-- BEGIN SUPPLIED DATA --
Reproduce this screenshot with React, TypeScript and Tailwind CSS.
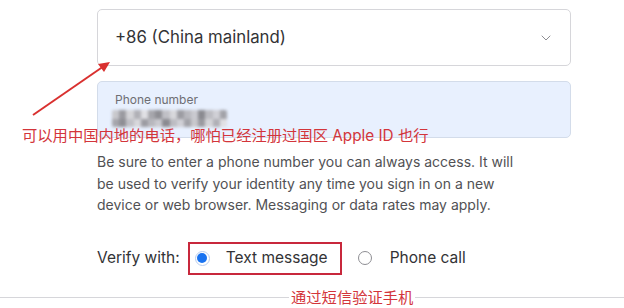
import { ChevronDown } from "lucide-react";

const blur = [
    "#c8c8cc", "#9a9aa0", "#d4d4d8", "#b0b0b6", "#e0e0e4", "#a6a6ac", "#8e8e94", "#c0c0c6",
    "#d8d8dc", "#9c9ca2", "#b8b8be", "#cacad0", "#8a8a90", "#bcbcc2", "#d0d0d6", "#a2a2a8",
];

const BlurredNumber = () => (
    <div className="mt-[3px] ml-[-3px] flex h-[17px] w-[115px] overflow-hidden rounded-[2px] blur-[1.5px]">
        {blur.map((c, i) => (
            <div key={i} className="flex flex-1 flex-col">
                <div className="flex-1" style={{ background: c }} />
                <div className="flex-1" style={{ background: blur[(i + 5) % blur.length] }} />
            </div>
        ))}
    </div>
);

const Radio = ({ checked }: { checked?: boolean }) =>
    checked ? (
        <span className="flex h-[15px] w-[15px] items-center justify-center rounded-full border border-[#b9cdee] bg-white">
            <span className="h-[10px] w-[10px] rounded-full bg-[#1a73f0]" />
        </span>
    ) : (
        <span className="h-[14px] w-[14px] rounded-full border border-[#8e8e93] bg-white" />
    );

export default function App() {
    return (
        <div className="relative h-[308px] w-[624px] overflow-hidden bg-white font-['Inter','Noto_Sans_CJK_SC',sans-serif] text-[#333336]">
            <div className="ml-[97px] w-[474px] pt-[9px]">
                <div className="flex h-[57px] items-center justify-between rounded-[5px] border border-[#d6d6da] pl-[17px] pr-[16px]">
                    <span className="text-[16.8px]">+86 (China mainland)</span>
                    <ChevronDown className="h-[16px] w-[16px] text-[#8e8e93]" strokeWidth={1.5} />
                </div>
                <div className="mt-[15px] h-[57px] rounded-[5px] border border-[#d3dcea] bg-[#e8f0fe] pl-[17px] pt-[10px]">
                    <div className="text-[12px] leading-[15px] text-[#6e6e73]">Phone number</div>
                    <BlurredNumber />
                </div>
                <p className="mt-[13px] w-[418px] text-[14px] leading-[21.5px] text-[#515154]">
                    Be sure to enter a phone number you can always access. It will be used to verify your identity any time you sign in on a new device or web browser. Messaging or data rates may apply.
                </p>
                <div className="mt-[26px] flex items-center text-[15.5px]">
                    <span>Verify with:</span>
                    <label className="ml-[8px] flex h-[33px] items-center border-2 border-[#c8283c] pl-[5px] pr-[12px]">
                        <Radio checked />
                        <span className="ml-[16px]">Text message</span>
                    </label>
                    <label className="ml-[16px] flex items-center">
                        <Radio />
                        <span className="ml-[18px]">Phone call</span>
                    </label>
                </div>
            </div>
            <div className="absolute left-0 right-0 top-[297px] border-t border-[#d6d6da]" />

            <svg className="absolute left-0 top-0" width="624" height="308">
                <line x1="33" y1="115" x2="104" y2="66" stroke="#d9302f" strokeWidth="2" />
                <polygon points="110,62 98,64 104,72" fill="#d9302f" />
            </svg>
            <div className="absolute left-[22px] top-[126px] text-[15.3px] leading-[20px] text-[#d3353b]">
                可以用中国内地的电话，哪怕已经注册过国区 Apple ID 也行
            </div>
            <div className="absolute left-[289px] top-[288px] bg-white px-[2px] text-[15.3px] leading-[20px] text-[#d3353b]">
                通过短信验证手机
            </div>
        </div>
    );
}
-- END SUPPLIED DATA --
- **REQUIRED TASK**: Count how many lines include the string "with". Nothing but the number is needed.

- **TASK ANSWER**: 2